EXERCISE TASK:
Collect each line of the records containing the string "components".

PROVIDED DATA:
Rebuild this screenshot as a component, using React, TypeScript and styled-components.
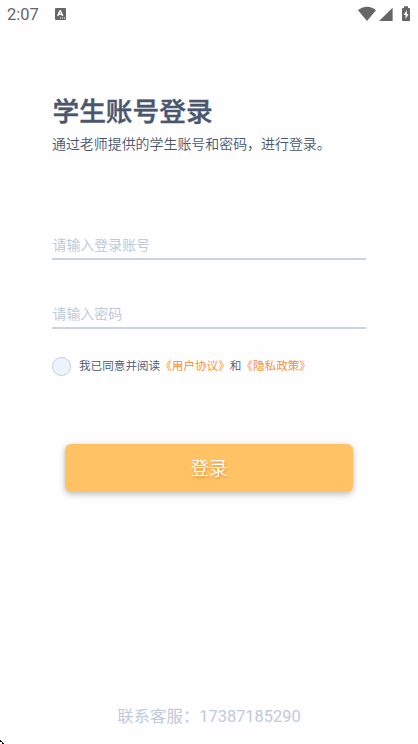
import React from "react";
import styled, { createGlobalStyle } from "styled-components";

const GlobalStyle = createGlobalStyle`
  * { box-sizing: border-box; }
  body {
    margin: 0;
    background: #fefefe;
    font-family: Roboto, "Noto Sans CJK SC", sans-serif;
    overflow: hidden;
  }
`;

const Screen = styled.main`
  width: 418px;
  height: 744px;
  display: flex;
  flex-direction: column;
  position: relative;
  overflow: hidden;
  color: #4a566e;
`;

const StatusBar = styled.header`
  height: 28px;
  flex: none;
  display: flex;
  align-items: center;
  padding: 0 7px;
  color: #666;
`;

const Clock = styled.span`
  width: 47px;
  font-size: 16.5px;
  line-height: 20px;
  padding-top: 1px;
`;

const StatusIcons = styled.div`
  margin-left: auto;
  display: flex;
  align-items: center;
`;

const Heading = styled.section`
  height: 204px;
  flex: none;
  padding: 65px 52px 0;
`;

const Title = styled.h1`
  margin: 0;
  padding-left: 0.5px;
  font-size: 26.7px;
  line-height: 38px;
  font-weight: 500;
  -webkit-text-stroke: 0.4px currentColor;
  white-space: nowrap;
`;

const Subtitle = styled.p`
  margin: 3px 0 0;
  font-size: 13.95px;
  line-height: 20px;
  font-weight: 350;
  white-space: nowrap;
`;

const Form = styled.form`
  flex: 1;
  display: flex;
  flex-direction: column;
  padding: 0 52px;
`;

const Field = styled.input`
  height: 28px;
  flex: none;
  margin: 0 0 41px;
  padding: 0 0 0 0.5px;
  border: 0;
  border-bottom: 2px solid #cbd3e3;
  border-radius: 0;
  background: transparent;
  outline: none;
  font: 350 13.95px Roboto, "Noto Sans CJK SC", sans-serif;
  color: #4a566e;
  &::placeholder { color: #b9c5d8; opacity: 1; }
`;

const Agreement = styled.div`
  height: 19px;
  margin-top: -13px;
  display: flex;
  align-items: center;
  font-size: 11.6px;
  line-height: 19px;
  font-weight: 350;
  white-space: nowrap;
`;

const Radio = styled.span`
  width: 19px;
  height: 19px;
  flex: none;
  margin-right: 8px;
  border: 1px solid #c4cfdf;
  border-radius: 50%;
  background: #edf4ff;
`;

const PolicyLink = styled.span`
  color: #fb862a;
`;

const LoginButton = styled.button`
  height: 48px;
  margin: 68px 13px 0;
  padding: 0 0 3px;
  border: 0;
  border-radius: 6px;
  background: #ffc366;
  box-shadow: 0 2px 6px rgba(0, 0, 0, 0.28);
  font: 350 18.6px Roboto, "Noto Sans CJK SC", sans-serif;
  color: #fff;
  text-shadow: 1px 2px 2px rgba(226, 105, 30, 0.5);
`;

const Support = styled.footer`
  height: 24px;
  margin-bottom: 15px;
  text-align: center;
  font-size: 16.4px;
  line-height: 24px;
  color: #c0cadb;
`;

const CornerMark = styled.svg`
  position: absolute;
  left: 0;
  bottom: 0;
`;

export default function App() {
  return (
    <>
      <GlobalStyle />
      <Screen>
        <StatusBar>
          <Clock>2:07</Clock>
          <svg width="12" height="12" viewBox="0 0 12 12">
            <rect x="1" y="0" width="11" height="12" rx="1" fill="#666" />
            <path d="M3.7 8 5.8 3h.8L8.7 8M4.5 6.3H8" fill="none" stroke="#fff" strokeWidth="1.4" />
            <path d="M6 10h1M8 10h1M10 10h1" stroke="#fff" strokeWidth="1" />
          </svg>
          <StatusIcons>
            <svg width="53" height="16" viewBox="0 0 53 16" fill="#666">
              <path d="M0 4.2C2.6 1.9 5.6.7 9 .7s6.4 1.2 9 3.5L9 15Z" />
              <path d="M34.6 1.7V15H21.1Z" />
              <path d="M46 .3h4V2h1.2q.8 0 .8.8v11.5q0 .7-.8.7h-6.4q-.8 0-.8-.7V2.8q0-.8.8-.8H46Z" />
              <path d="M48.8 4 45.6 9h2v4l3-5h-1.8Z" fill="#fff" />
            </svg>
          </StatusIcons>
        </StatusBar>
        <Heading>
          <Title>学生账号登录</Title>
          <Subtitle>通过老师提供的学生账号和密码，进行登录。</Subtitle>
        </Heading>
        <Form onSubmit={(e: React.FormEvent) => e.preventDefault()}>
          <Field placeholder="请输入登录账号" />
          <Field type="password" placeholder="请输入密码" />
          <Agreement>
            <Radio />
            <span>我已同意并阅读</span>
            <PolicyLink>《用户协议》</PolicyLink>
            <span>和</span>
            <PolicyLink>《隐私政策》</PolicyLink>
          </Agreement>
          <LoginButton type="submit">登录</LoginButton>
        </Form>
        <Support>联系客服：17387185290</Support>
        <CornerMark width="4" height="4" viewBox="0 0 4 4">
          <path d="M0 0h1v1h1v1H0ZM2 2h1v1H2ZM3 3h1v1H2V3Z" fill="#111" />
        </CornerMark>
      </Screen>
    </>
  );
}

==

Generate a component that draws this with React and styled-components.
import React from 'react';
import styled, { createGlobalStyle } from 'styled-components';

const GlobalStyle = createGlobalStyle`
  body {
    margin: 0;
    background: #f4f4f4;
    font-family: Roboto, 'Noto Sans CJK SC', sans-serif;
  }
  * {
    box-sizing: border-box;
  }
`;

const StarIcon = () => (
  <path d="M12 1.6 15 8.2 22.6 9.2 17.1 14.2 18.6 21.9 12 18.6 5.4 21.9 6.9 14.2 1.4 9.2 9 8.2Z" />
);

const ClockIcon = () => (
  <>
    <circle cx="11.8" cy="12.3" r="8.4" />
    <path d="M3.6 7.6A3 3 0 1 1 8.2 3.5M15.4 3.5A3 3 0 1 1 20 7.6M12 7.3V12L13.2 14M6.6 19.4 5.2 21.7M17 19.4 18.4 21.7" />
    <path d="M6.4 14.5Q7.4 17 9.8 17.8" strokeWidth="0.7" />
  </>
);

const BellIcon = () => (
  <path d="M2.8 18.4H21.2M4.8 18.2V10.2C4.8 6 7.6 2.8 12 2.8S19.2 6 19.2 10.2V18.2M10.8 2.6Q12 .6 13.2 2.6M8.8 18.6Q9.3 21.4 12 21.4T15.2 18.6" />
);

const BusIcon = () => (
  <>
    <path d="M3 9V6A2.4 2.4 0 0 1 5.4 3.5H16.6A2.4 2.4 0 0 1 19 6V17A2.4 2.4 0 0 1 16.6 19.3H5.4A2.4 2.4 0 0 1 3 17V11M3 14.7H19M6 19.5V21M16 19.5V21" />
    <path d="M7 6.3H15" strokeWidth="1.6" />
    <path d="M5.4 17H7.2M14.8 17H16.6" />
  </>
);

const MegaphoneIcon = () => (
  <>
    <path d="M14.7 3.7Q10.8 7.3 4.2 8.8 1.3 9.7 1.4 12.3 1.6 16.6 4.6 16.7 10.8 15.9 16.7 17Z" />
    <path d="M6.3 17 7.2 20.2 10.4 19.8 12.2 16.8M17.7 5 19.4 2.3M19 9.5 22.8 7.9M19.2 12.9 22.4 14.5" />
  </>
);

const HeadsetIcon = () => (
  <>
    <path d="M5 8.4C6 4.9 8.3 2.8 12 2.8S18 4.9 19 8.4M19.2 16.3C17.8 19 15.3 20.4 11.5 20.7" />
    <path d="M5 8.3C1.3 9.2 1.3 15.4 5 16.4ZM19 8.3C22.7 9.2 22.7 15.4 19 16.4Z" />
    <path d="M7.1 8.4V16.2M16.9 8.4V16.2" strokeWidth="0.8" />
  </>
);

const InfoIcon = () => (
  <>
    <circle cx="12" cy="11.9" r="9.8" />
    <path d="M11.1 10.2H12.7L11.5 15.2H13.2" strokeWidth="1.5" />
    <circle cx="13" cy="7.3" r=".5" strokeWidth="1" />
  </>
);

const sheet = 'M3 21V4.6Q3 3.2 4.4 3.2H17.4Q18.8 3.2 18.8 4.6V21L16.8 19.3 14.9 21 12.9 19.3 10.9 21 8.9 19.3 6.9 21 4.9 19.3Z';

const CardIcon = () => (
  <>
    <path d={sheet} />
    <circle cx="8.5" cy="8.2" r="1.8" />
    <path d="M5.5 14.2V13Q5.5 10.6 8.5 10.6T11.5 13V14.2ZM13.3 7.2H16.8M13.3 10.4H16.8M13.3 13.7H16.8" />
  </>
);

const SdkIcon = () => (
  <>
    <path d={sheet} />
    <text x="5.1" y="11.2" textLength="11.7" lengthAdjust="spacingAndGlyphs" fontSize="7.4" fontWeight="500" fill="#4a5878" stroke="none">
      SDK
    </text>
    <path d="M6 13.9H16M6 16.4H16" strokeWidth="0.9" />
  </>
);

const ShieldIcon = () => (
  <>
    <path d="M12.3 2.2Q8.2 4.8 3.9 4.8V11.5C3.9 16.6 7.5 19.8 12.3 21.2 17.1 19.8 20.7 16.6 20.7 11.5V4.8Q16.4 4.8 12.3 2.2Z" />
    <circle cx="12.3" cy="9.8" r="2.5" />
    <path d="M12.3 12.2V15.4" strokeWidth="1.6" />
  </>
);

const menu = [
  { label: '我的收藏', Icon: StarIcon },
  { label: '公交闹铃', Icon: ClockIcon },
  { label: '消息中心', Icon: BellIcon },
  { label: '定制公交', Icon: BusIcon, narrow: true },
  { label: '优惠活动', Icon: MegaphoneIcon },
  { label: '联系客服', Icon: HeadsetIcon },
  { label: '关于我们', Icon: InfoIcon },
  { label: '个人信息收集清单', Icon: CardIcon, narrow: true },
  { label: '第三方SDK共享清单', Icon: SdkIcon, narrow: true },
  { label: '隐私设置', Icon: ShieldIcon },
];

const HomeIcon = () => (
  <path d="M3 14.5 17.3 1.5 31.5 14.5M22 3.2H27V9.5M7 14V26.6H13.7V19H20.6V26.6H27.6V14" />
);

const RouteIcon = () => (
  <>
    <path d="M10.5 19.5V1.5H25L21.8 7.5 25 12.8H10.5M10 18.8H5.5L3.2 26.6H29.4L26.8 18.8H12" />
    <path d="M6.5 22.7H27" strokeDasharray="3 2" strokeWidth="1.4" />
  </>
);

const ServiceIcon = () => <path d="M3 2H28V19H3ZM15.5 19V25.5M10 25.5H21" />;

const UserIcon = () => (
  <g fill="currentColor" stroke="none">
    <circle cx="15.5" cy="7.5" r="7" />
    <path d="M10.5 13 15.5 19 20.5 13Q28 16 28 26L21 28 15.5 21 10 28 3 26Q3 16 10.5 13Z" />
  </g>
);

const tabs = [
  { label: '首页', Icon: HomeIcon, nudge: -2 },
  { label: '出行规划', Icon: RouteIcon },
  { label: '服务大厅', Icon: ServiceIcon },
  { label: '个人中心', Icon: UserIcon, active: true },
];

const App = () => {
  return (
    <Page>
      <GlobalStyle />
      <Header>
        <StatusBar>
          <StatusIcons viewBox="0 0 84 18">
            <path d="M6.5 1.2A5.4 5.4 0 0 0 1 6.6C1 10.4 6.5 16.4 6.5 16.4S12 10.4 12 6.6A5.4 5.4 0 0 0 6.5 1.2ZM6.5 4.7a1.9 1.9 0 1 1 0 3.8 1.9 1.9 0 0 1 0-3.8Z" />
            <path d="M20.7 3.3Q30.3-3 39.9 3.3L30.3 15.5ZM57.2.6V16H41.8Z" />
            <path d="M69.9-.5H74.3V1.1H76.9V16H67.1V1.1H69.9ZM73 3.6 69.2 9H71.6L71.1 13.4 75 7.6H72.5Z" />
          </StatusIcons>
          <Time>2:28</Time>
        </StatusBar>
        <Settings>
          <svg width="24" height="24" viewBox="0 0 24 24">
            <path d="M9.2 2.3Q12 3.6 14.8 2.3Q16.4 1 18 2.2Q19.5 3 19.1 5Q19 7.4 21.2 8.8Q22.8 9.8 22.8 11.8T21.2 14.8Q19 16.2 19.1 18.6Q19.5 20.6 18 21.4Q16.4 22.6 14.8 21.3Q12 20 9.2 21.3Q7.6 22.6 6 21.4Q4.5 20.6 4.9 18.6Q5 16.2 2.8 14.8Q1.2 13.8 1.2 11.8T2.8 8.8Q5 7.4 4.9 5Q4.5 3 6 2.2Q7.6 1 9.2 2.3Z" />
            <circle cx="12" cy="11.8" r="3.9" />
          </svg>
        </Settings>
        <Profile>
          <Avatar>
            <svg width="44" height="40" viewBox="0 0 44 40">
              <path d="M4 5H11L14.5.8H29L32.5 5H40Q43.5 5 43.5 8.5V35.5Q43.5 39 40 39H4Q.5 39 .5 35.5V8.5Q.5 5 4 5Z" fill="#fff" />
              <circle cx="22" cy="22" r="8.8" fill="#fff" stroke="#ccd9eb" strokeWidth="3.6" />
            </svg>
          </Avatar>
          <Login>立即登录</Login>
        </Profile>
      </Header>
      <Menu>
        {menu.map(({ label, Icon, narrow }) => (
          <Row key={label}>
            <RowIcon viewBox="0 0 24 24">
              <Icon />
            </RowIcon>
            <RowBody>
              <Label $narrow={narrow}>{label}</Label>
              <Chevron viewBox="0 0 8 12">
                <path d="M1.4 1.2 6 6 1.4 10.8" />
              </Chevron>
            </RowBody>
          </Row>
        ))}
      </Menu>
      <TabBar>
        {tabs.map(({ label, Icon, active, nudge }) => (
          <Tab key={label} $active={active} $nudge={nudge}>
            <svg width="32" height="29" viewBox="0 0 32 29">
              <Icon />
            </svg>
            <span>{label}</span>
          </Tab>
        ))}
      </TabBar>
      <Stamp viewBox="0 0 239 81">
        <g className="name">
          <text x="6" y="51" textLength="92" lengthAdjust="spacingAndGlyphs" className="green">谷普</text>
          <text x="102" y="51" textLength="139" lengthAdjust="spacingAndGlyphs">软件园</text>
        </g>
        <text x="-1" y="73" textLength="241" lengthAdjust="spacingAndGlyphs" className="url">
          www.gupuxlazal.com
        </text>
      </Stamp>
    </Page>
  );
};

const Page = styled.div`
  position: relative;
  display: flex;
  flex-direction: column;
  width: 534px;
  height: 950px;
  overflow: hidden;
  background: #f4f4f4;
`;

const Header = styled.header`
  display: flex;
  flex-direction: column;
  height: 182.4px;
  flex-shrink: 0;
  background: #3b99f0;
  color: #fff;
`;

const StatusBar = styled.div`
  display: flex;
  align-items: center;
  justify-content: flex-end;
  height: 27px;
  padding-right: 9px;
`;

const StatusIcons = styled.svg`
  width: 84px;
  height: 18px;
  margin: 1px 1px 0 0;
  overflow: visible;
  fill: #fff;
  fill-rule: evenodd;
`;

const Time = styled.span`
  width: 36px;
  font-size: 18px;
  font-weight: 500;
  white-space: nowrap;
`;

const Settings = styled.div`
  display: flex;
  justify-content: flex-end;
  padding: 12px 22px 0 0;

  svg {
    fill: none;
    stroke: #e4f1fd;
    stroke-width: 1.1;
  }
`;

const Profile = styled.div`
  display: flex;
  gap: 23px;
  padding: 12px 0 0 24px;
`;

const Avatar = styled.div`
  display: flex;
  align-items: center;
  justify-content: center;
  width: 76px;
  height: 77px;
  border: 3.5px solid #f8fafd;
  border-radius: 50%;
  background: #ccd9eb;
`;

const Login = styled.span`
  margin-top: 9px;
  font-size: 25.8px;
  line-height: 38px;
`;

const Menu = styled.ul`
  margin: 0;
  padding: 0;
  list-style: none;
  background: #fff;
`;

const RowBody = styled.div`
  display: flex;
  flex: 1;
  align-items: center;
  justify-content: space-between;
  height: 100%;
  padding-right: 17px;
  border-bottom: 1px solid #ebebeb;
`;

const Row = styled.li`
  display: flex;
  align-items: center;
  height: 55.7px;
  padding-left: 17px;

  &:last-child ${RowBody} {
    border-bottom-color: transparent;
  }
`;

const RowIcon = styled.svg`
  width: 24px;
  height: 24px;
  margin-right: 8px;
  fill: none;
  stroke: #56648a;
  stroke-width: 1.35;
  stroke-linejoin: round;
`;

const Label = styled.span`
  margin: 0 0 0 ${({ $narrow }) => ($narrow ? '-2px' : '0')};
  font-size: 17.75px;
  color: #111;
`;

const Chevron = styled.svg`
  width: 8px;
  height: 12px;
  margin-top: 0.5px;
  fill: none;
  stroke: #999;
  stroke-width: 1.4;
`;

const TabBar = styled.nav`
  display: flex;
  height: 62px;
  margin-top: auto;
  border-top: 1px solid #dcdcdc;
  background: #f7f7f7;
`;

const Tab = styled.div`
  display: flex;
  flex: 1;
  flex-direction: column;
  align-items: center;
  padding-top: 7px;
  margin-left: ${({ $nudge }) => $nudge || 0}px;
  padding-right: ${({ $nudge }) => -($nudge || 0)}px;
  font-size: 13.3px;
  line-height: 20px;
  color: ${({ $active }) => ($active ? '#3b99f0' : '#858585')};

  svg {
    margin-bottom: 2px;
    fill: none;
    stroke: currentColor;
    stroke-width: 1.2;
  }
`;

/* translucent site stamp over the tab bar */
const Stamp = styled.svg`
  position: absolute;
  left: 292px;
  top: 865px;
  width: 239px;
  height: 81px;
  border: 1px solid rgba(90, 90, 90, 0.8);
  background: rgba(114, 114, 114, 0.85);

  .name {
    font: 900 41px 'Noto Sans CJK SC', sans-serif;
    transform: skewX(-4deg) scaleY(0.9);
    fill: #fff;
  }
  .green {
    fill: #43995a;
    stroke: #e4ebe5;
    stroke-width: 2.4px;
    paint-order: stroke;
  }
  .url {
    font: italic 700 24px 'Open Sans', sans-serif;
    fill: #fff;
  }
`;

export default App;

FULL OUTPUT:
Rebuild this screenshot as a component, using React, TypeScript and styled-components.
import styled, { createGlobalStyle } from "styled-components";
Generate a component that draws this with React and styled-components.
import styled, { createGlobalStyle } from 'styled-components';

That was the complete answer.